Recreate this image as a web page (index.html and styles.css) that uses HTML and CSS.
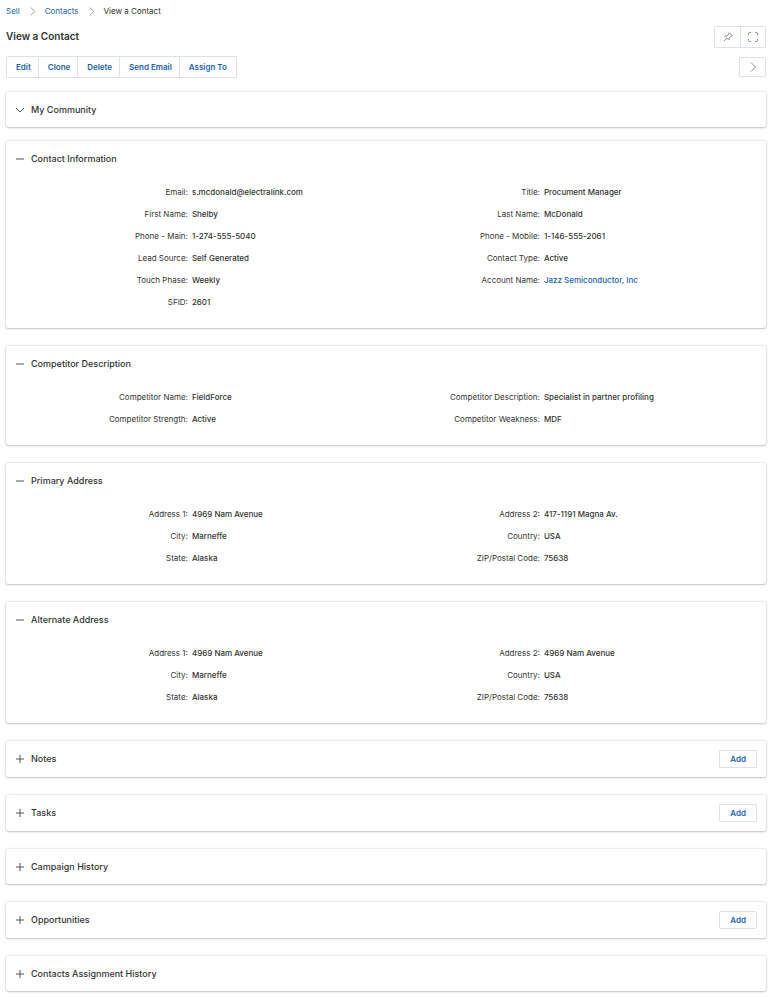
FILE: index.html
```html
<!DOCTYPE html>
<html lang="en">
<head>
<meta charset="utf-8">
<title>View a Contact</title>
<link rel="stylesheet" href="styles.css">
</head>
<body>
<svg class="sprite" aria-hidden="true">
  <symbol id="minus" viewBox="0 0 10 10"><path d="M1 5H9"/></symbol>
  <symbol id="plus" viewBox="0 0 10 10"><path d="M1 5H9M5 1V9"/></symbol>
  <symbol id="down" viewBox="0 0 10 10"><path d="M1 3L5 7L9 3"/></symbol>
  <symbol id="right" viewBox="0 0 10 10"><path d="M3 0.5L7.5 5L3 9.5"/></symbol>
</svg>
<header class="page-head">
  <nav class="crumbs" aria-label="Breadcrumb">
    <a href="#">Sell</a>
    <svg class="icon crumb-sep"><use href="#right"/></svg>
    <a href="#">Contacts</a>
    <svg class="icon crumb-sep"><use href="#right"/></svg>
    <span>View a Contact</span>
  </nav>
  <div class="bar">
    <h1>View a Contact</h1>
    <div class="group tools">
      <button type="button" aria-label="Pin"><svg class="icon" viewBox="0 0 10 10"><path d="M6.2 0.7L9.3 3.8L8.5 4.2L7.9 4.1L6.3 5.8L6.2 7.4L5.6 8L2 4.4L2.6 3.8L4.2 3.7L5.9 2.1L5.8 1.5ZM3.7 6.3L0.8 9.2"/></svg></button>
      <button type="button" aria-label="Full screen"><svg class="icon" viewBox="0 0 10 10"><path d="M0.5 3V1.5Q0.5 0.5 1.5 0.5H3M7 0.5H8.5Q9.5 0.5 9.5 1.5V3M9.5 7V8.5Q9.5 9.5 8.5 9.5H7M3 9.5H1.5Q0.5 9.5 0.5 8.5V7"/></svg></button>
    </div>
  </div>
  <div class="bar">
    <div class="group">
      <button type="button">Edit</button>
      <button type="button">Clone</button>
      <button type="button">Delete</button>
      <button type="button">Send Email</button>
      <button type="button">Assign To</button>
    </div>
    <div class="group next">
      <button type="button" aria-label="Next"><svg class="icon"><use href="#right"/></svg></button>
    </div>
  </div>
</header>
<main>
  <section class="card community">
    <div class="card-head"><h2><button type="button" class="toggle"><svg class="icon"><use href="#down"/></svg>My Community</button></h2></div>
  </section>
  <section class="card">
    <div class="card-head"><h2><button type="button" class="toggle" aria-expanded="true"><svg class="icon"><use href="#minus"/></svg>Contact Information</button></h2></div>
    <div class="fields">
      <dl>
        <dt>Email:</dt><dd>s.mcdonald@electralink.com</dd>
        <dt>First Name:</dt><dd>Shelby</dd>
        <dt>Phone - Main:</dt><dd>1-274-555-5040</dd>
        <dt>Lead Source:</dt><dd>Self Generated</dd>
        <dt>Touch Phase:</dt><dd>Weekly</dd>
        <dt>SFID:</dt><dd>2601</dd>
      </dl>
      <dl>
        <dt>Title:</dt><dd>Procument Manager</dd>
        <dt>Last Name:</dt><dd>McDonald</dd>
        <dt>Phone - Mobile:</dt><dd>1-146-555-2061</dd>
        <dt>Contact Type:</dt><dd>Active</dd>
        <dt>Account Name:</dt><dd><a href="#">Jazz Semiconductor, Inc</a></dd>
      </dl>
    </div>
  </section>
  <section class="card">
    <div class="card-head"><h2><button type="button" class="toggle" aria-expanded="true"><svg class="icon"><use href="#minus"/></svg>Competitor Description</button></h2></div>
    <div class="fields">
      <dl>
        <dt>Competitor Name:</dt><dd>FieldForce</dd>
        <dt>Competitor Strength:</dt><dd>Active</dd>
      </dl>
      <dl>
        <dt>Competitor Description:</dt><dd>Specialist in partner profiling</dd>
        <dt>Competitor Weakness:</dt><dd>MDF</dd>
      </dl>
    </div>
  </section>
  <section class="card">
    <div class="card-head"><h2><button type="button" class="toggle" aria-expanded="true"><svg class="icon"><use href="#minus"/></svg>Primary Address</button></h2></div>
    <div class="fields">
      <dl>
        <dt>Address 1:</dt><dd>4969 Nam Avenue</dd>
        <dt>City:</dt><dd>Marneffe</dd>
        <dt>State:</dt><dd>Alaska</dd>
      </dl>
      <dl>
        <dt>Address 2:</dt><dd>417-1191 Magna Av.</dd>
        <dt>Country:</dt><dd>USA</dd>
        <dt>ZIP/Postal Code:</dt><dd>75638</dd>
      </dl>
    </div>
  </section>
  <section class="card">
    <div class="card-head"><h2><button type="button" class="toggle" aria-expanded="true"><svg class="icon"><use href="#minus"/></svg>Alternate Address</button></h2></div>
    <div class="fields">
      <dl>
        <dt>Address 1:</dt><dd>4969 Nam Avenue</dd>
        <dt>City:</dt><dd>Marneffe</dd>
        <dt>State:</dt><dd>Alaska</dd>
      </dl>
      <dl>
        <dt>Address 2:</dt><dd>4969 Nam Avenue</dd>
        <dt>Country:</dt><dd>USA</dd>
        <dt>ZIP/Postal Code:</dt><dd>75638</dd>
      </dl>
    </div>
  </section>
  <section class="card">
    <div class="card-head"><h2><button type="button" class="toggle" aria-expanded="false"><svg class="icon"><use href="#plus"/></svg>Notes</button></h2><button type="button" class="add">Add</button></div>
  </section>
  <section class="card">
    <div class="card-head"><h2><button type="button" class="toggle" aria-expanded="false"><svg class="icon"><use href="#plus"/></svg>Tasks</button></h2><button type="button" class="add">Add</button></div>
  </section>
  <section class="card">
    <div class="card-head"><h2><button type="button" class="toggle" aria-expanded="false"><svg class="icon"><use href="#plus"/></svg>Campaign History</button></h2></div>
  </section>
  <section class="card">
    <div class="card-head"><h2><button type="button" class="toggle" aria-expanded="false"><svg class="icon"><use href="#plus"/></svg>Opportunities</button></h2><button type="button" class="add">Add</button></div>
  </section>
  <section class="card">
    <div class="card-head"><h2><button type="button" class="toggle" aria-expanded="false"><svg class="icon"><use href="#plus"/></svg>Contacts Assignment History</button></h2></div>
  </section>
</main>
</body>
</html>
```
FILE: styles.css
```css
* { box-sizing: border-box; }

body {
  margin: 0;
  padding: 0 6px 6px;
  background: #fff;
  color: #333;
  font: 400 8px/22px Inter, "Liberation Sans", sans-serif;
}

h1, h2, dl, dd { margin: 0; }

a { color: #1b62a8; text-decoration: none; }

button {
  margin: 0;
  padding: 0;
  border: 0;
  background: none;
  color: inherit;
  font: inherit;
  cursor: pointer;
}

.sprite { display: none; }

.icon {
  width: 10px;
  height: 10px;
  flex: none;
  fill: none;
  stroke: #555;
  stroke-width: 1;
}

/* Page header */
.crumbs {
  display: flex;
  align-items: center;
  gap: 8px;
}

.crumb-sep {
  width: 9px;
  height: 9px;
  stroke: #999;
}

.bar {
  display: flex;
  align-items: center;
  justify-content: space-between;
}

.page-head .bar { height: 30px; }

h1 {
  padding-bottom: 3px;
  font-size: 10px;
  font-weight: 600;
  color: #333;
}

.group {
  display: flex;
  border: 1px solid #dbe2ec;
  border-radius: 1px;
}

.group button {
  height: 20px;
  padding: 0 7px 0 9px;
  color: #1b62a8;
  font-weight: 600;
  line-height: 20px;
}

.group button:last-child { padding-right: 9px; }

.group button + button { border-left: 1px solid #dbe2ec; }

.tools .icon,
.next .icon {
  display: block;
  margin: 0 auto;
  stroke: #888;
}

.tools .group button,
.tools button,
.tools button:last-child { width: 25px; padding: 0; }

.next button,
.next button:last-child { width: 25px; height: 18px; padding: 0; }

/* Cards */
main {
  display: flex;
  flex-direction: column;
  gap: 18px;
  padding-top: 10px;
}

.card {
  border-radius: 2px;
  background: #fff;
  box-shadow: 0 0 2px rgba(40, 40, 60, 0.3), 0 1px 2px rgba(40, 40, 60, 0.2);
}

.community { margin-bottom: -4px; }

.card-head {
  display: flex;
  align-items: center;
  justify-content: space-between;
  min-height: 35px;
  padding: 0 9px;
}

h2 {
  font-size: 9px;
  font-weight: 500;
}

.toggle {
  display: flex;
  align-items: center;
  gap: 6px;
}

.add {
  height: 18px;
  margin: 9px 0;
  padding: 0 10px;
  border: 1px solid #dbe2ec;
  border-radius: 1px;
  color: #1b62a8;
  font-weight: 600;
  line-height: 16px;
}

.fields {
  display: grid;
  grid-template-columns: 1fr 1fr;
  padding: 5px 28px 15px;
}

dl {
  display: grid;
  grid-template-columns: 44% 1fr;
  column-gap: 3px;
  align-content: start;
}

dt {
  padding-right: 1px;
  text-align: right;
  white-space: nowrap;
}

dd { font-weight: 500; }
```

....................

__PROBLEM TO WORK ON__. Filter the listing above by the word "index"; copy each line that passes.

__FULL ANSWER__.
Recreate this image as a web page (index.html and styles.css) that uses HTML and CSS.
FILE: index.html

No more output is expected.